Speaker

Emer O'Toole

Title:

She-Swan: A Performance Lecture

Bio

Emer O'Toole is Associate Professor of Irish Performance Studies at Concordia University, Montreal. She is author of Girls Will Be Girls (Orion: 2015), a funny introduction to academic theories of gender, and Contemporary Irish Theatre and Social Change (Routledge: 2023), an exploration of the relationship between activism and aesthetics on the Irish stage. Her academic work has appeared in journals including Sexualities; Contemporary Theatre Review; LIT: Literature, Interpretation, Theory; Éire-Ireland; and Target. Emer has contributed commentary, art criticism, life-writing, and fiction to a wide variety of publications, including The Guardian, The Irish Times, The Independent, Paper Visual Art, Winter Pages, RTÉ, Mirror Lamp Press, and Somesuch Stories.
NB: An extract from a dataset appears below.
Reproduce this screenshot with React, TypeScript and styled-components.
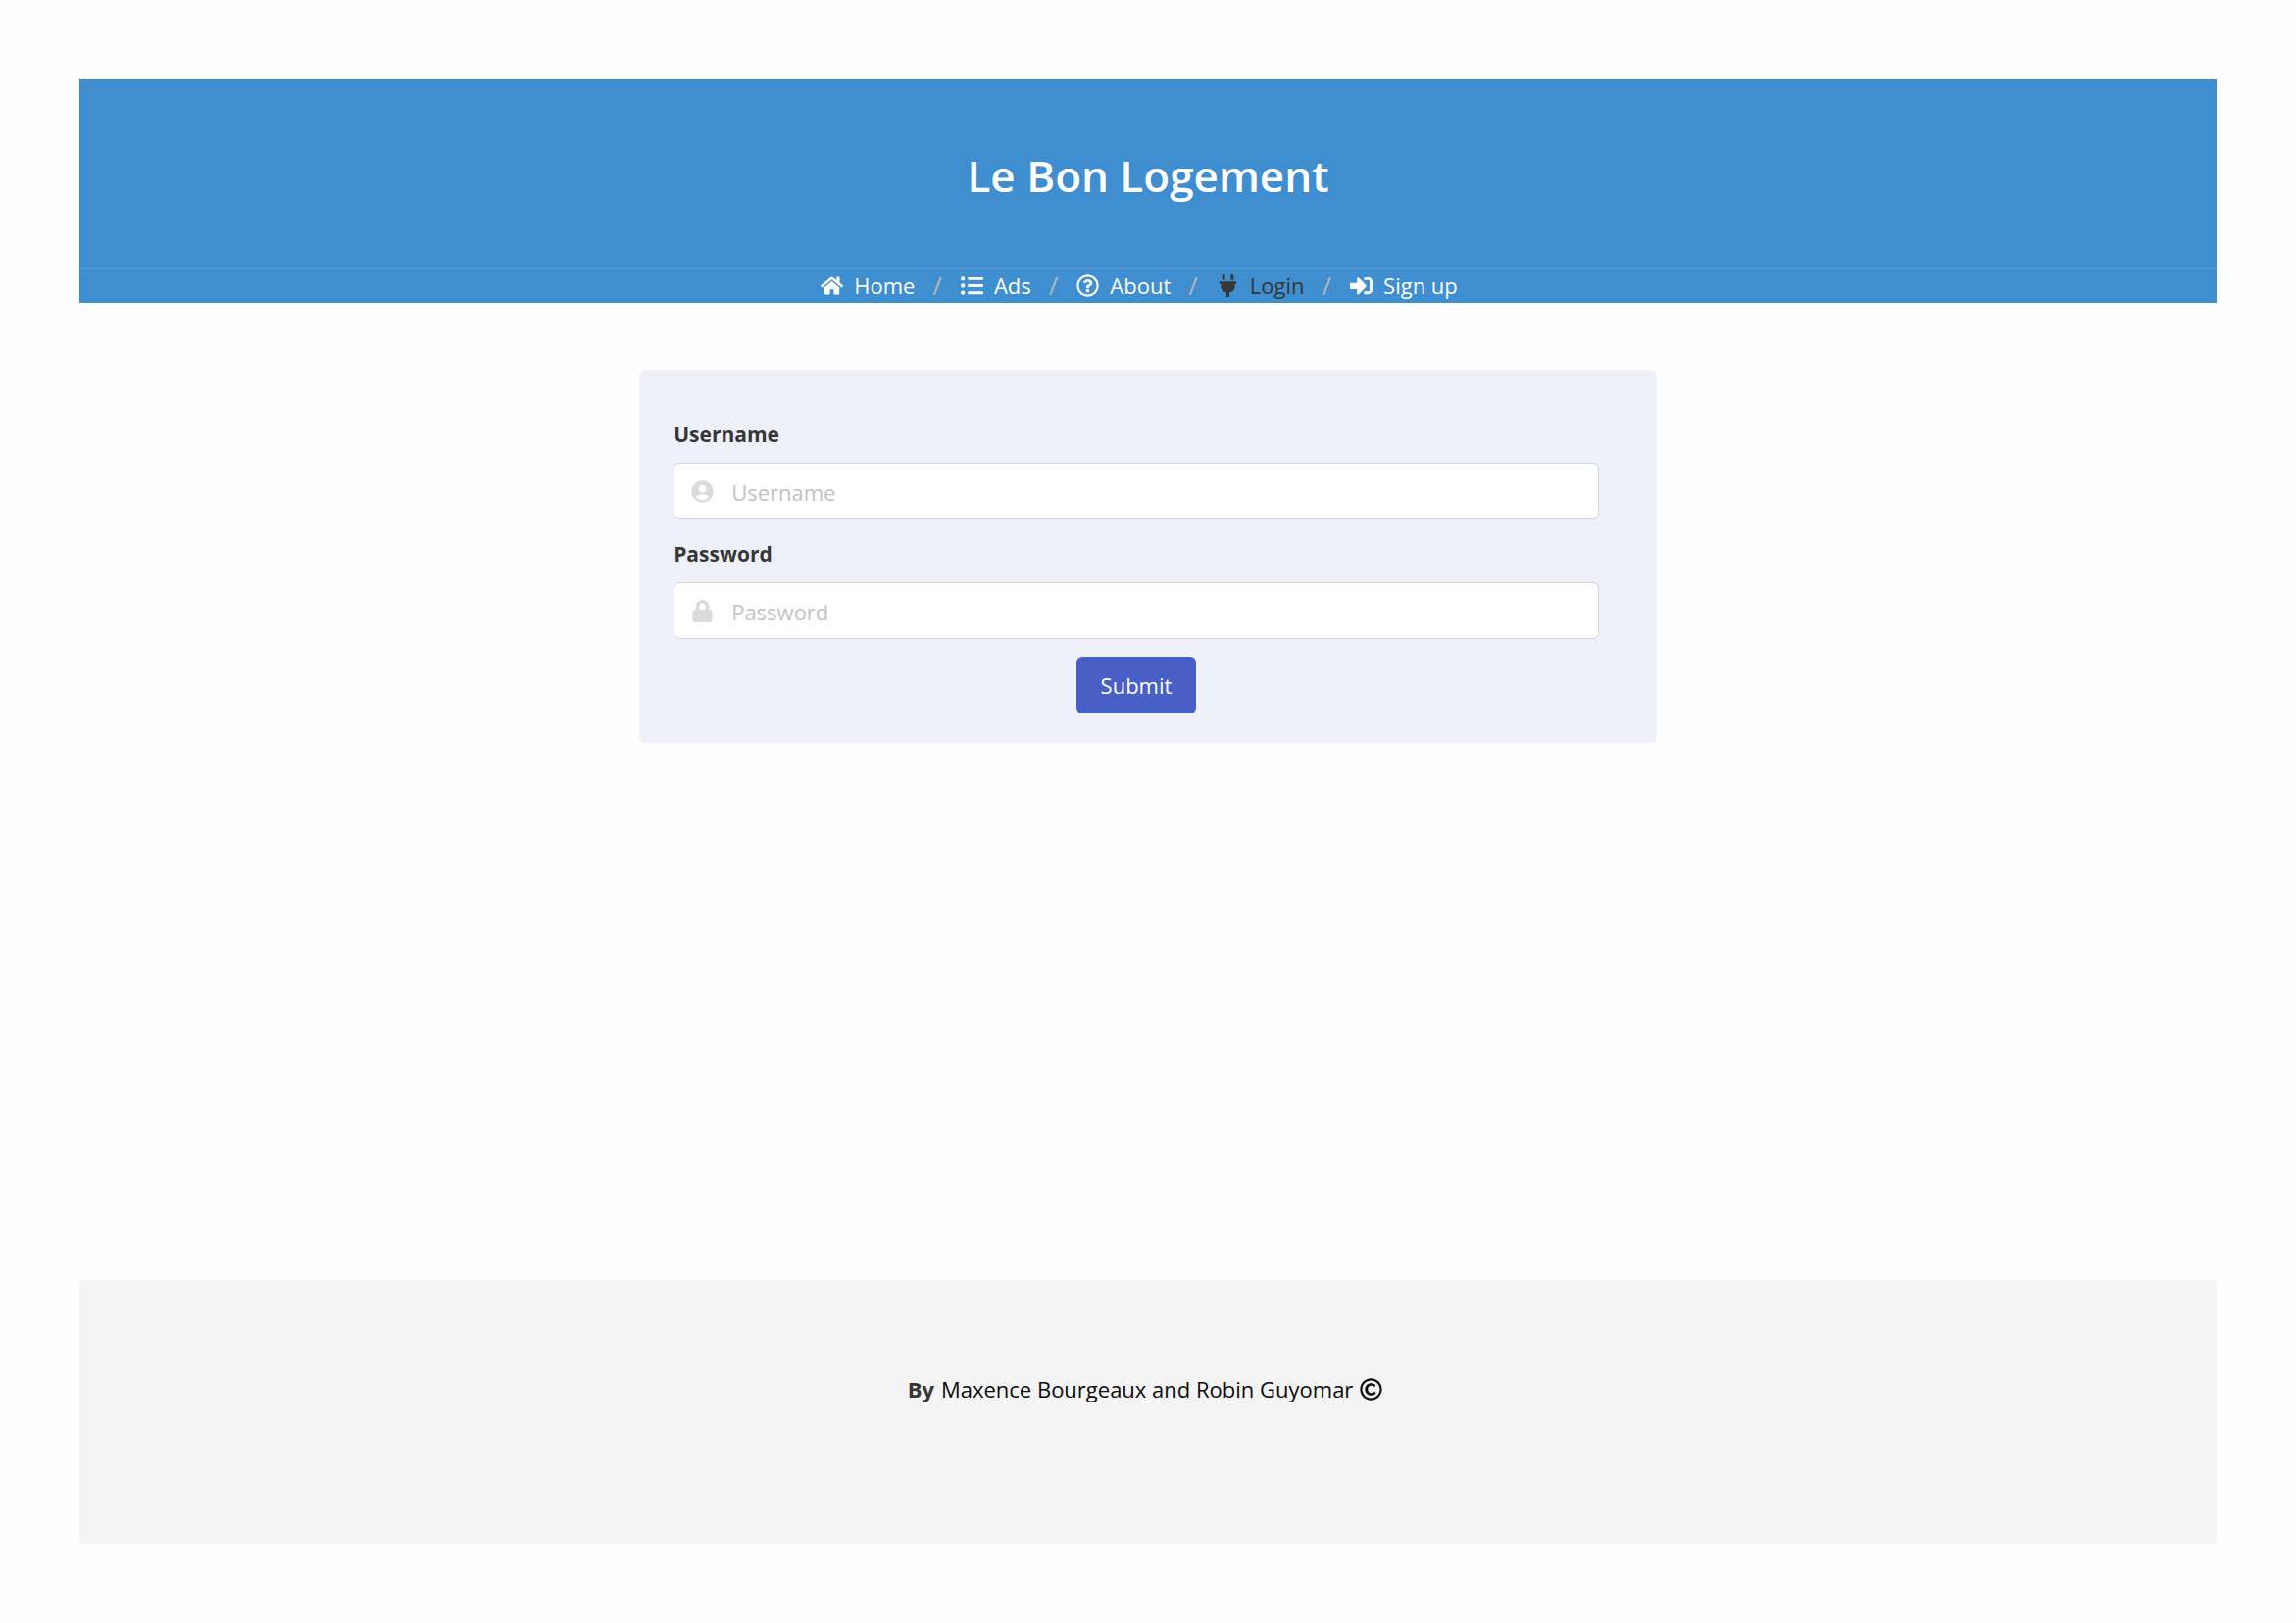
import React from "react";
import styled, { createGlobalStyle } from "styled-components";
import {
  FaHome,
  FaListUl,
  FaRegQuestionCircle,
  FaPlug,
  FaSignInAlt,
  FaUserCircle,
  FaLock,
  FaRegCopyright,
} from "react-icons/fa";

const GlobalStyle = createGlobalStyle`
  *, *::before, *::after { box-sizing: border-box; }
  body {
    margin: 0;
    background: #fefefe;
    color: #363636;
    font: 400 22px/35px "Open Sans", "Noto Sans", sans-serif;
  }
`;

const Page = styled.div`
  min-height: 100vh;
  padding: 81px;
  display: flex;
  flex-direction: column;
`;

const Header = styled.header`
  background: #3e8ed0;
  color: #fff;
  text-align: center;
`;

const Title = styled.h1`
  margin: 0;
  padding: 72px 35px 68px;
  font-size: 44px;
  font-weight: 600;
  line-height: 52px;
`;

const Crumbs = styled.ol`
  list-style: none;
  margin: 0;
  padding: 0 24px 0 0;
  border-top: 1px solid #5c9fd8;
  display: flex;
  justify-content: center;
`;

const Crumb = styled.li`
  display: flex;

  & + &::before {
    content: "/";
    color: #b5b5b5;
    font-size: 26px;
    margin: 0 13px 0 18px;
  }
`;

const CrumbLink = styled.a<{ $active?: boolean }>`
  display: flex;
  align-items: center;
  gap: 5px;
  color: ${(p) => (p.$active ? "#363636" : "#fff")};
  text-decoration: none;
`;

const IconBox = styled.span`
  width: 35px;
  display: flex;
  justify-content: center;
  font-size: 23px;

  svg {
    width: auto;
    height: 23px;
  }
`;

const Main = styled.main`
  flex: 1;
  padding: 69px 0;
`;

const LoginForm = styled.form`
  width: 47.6%;
  margin: 0 auto;
  padding: 48px 59px 30px 35px;
  display: flex;
  flex-direction: column;
  gap: 18px;
  background: #eef1fa;
  border-radius: 6px;
`;

const Field = styled.div`
  display: flex;
  flex-direction: column;
  gap: 11px;
`;

const Label = styled.label`
  font-size: 21px;
  font-weight: 700;
`;

const Control = styled.div`
  height: 58px;
  padding: 0 11px;
  display: flex;
  align-items: center;
  gap: 12px;
  background: #fff;
  border: 1px solid #d5d5d5;
  border-radius: 6px;
  color: #dbdbdb;
`;

const Input = styled.input`
  flex: 1;
  min-width: 0;
  padding: 3px 0 0;
  border: 0;
  outline: 0;
  background: transparent;
  color: #363636;
  font: inherit;

  &::placeholder {
    color: #c3c3c3;
    opacity: 1;
  }
`;

const SubmitButton = styled.button`
  align-self: center;
  height: 58px;
  padding: 0 25px;
  border: 0;
  border-radius: 6px;
  background: #485fc7;
  color: #fff;
  font: inherit;
  cursor: pointer;
`;

const Footer = styled.footer`
  padding: 94px 41px 140px 35px;
  background: #f4f4f4;
  color: #0a0a0a;
  display: flex;
  justify-content: center;
  align-items: center;
  gap: 7px;

  strong {
    color: #363636;
  }
`;

const links = [
  { label: "Home", icon: FaHome },
  { label: "Ads", icon: FaListUl },
  { label: "About", icon: FaRegQuestionCircle },
  { label: "Login", icon: FaPlug, active: true },
  { label: "Sign up", icon: FaSignInAlt },
];

const fields = [
  { id: "username", label: "Username", type: "text", icon: FaUserCircle },
  { id: "password", label: "Password", type: "password", icon: FaLock },
];

export default function App() {
  return (
    <>
      <GlobalStyle />
      <Page>
        <Header>
          <Title>Le Bon Logement</Title>
          <nav aria-label="breadcrumbs">
            <Crumbs>
              {links.map(({ label, icon: Icon, active }) => (
                <Crumb key={label}>
                  <CrumbLink href="#" $active={active} aria-current={active ? "page" : undefined}>
                    <IconBox>
                      <Icon aria-hidden />
                    </IconBox>
                    {label}
                  </CrumbLink>
                </Crumb>
              ))}
            </Crumbs>
          </nav>
        </Header>
        <Main>
          <LoginForm onSubmit={(e: React.FormEvent) => e.preventDefault()}>
            {fields.map(({ id, label, type, icon: Icon }) => (
              <Field key={id}>
                <Label htmlFor={id}>{label}</Label>
                <Control>
                  <IconBox>
                    <Icon aria-hidden />
                  </IconBox>
                  <Input id={id} type={type} placeholder={label} />
                </Control>
              </Field>
            ))}
            <SubmitButton type="submit">Submit</SubmitButton>
          </LoginForm>
        </Main>
        <Footer>
          <strong>By</strong>
          <span>Maxence Bourgeaux and Robin Guyomar</span>
          <FaRegCopyright size={23} aria-label="copyright" />
        </Footer>
      </Page>
    </>
  );
}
Her work has been translated into French, Spanish, Italian, Swedish, Icelandic, and Korean.

Abstract

Swan is in mourning for the death of her dear husband, The Earl of Derravaragh (or Iarla Ó hEalaí, as he had lately designated himself). Choosing a swan song for him is complicated by the fact that Swan hates all the Celtic twilight nonsense to which her Earl was so devoted. In truth, he wanted to be professionally keened by a flock of Aran Island seagulls, but Swan is hoping this fact will not be widely circulated, at least until after the memorial service. With no husband to guide her – indeed, no longer under anyone’s benevolent protection – Swan guards the majestic corner of Lake Derravaragh that passion (or conquest) has assured her family for almost 300 years. (The ducks want it, you see.) Alone, Swan sifts through the feathered fictions of her family and dares to wonder what may have been if the Earl of Derravaragh had not let his heart grow old. This is the second performance lecture in a series entitled She-Beast. She-Swan follows her predecessor She-Wolf into Irish colonial history, and, together, they offer the voices of the wild creatures who irrationally demand that the past be different.